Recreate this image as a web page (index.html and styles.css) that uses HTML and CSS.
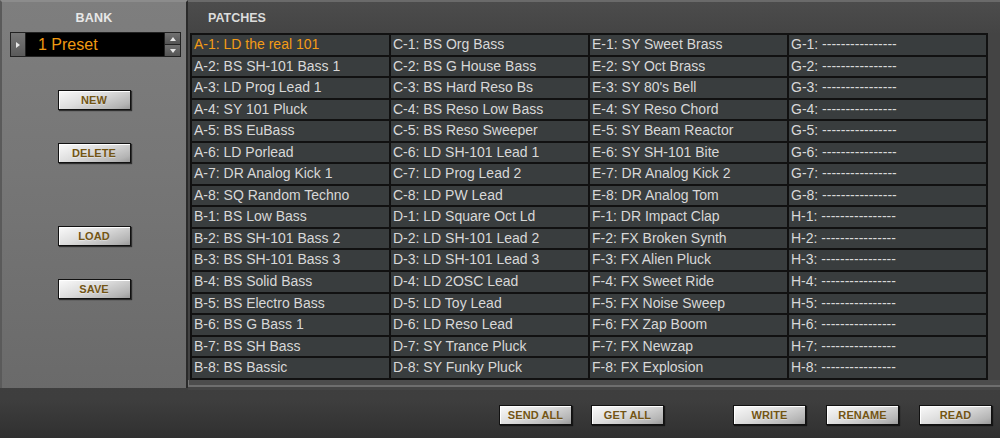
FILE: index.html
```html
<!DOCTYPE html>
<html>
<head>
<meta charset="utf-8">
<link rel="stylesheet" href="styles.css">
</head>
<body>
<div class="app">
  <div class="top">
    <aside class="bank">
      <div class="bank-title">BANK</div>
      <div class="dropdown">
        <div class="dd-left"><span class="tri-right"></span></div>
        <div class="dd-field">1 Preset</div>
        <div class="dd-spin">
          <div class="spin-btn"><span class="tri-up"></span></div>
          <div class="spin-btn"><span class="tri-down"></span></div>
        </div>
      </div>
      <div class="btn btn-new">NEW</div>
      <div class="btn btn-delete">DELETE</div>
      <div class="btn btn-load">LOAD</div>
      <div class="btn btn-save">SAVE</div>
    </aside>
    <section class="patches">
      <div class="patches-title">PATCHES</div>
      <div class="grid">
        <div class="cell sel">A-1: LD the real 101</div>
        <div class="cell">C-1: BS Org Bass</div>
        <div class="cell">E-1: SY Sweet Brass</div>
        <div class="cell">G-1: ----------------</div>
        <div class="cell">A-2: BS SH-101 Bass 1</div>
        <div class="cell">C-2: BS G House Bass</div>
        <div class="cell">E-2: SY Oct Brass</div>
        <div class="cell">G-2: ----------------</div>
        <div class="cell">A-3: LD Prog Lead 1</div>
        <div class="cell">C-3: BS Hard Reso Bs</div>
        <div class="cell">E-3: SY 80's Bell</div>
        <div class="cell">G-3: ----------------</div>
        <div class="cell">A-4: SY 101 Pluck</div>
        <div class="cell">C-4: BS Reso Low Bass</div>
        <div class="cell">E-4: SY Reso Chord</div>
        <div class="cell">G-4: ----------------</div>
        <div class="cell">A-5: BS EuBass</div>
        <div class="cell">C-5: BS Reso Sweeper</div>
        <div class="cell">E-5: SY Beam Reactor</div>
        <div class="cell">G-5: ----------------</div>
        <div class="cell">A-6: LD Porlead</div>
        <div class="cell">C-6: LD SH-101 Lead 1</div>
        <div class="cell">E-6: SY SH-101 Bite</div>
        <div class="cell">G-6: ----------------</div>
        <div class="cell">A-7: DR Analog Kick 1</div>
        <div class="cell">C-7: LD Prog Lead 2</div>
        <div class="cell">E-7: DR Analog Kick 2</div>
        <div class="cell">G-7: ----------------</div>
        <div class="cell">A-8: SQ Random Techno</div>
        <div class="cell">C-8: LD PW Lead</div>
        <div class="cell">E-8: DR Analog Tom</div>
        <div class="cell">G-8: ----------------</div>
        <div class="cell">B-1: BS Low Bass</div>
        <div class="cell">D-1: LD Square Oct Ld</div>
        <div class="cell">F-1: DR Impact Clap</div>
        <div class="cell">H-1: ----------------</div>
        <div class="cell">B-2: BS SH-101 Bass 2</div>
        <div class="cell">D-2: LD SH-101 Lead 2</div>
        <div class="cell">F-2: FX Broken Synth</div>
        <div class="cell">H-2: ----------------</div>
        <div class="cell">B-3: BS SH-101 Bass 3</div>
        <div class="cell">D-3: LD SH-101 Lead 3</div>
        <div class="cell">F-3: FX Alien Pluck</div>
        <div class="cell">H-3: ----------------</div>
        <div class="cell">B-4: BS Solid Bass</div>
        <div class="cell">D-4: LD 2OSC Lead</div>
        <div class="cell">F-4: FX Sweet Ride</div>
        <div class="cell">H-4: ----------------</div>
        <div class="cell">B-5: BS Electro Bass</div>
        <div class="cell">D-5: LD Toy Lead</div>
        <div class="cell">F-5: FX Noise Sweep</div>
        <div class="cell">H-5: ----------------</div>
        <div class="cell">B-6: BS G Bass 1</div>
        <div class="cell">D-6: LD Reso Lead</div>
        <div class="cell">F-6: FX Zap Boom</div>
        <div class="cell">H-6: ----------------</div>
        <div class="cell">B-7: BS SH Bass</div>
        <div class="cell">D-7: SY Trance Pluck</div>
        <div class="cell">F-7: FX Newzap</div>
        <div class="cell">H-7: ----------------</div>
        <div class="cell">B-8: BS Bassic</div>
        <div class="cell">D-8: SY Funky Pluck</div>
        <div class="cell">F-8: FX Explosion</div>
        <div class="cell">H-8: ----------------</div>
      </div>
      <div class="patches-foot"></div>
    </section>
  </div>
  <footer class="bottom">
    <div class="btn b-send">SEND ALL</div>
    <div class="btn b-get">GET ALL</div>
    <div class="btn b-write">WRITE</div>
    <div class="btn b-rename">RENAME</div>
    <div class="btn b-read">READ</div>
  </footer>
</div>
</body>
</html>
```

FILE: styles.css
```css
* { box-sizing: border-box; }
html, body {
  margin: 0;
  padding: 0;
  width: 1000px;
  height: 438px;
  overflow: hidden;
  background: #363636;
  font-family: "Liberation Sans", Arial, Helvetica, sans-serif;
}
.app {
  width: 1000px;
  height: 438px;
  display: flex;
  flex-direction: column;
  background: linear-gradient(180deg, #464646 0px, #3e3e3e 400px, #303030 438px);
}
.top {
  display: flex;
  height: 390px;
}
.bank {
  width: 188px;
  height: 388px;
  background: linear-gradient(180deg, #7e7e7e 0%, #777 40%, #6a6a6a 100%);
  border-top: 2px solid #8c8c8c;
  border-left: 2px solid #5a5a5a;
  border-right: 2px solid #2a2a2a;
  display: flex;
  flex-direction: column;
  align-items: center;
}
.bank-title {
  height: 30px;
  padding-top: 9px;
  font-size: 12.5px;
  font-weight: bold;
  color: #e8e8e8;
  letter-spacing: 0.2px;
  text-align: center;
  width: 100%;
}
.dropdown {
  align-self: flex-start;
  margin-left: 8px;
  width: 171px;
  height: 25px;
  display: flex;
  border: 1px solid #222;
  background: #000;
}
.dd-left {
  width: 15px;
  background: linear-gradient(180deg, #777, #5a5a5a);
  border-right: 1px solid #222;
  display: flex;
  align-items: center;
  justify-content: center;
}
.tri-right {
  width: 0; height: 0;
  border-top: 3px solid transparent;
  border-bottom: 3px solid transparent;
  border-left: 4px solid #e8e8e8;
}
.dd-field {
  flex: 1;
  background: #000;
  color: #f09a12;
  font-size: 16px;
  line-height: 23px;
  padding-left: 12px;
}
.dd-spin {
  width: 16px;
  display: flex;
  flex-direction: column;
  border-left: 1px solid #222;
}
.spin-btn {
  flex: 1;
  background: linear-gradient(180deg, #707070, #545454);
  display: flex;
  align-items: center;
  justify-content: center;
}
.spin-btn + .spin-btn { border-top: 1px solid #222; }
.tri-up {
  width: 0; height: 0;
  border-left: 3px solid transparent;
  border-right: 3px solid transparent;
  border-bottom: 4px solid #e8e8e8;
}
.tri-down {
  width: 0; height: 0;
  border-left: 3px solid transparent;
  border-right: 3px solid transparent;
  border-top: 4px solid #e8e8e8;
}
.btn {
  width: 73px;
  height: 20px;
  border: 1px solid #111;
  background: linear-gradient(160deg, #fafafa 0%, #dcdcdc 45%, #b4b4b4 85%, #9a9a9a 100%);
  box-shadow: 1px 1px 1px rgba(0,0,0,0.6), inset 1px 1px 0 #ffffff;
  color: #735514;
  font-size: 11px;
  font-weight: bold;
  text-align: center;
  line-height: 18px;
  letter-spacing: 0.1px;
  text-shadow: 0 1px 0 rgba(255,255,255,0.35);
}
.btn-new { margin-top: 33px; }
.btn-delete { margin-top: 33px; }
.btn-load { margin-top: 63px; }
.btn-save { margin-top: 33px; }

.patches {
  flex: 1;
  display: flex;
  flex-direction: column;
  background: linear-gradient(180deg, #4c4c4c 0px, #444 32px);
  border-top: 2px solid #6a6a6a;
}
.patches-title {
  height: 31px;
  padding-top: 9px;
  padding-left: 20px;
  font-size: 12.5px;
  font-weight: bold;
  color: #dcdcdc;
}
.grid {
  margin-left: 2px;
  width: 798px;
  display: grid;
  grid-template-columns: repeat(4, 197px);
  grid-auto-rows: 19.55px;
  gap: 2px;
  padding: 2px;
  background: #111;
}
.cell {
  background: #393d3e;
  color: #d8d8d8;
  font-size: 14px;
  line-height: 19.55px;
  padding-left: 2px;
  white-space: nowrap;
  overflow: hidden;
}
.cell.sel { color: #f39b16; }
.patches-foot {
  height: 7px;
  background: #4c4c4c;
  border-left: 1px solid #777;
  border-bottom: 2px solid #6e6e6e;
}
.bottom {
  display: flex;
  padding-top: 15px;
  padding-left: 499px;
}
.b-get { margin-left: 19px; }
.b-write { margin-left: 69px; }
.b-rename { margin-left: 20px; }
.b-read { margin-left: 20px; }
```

= = = =

WHAT IS REQUIRED:
Copy every line above in which the string "styles" shows up.

EXERCISE ANSWER:
Recreate this image as a web page (index.html and styles.css) that uses HTML and CSS.
<link rel="stylesheet" href="styles.css">
FILE: styles.css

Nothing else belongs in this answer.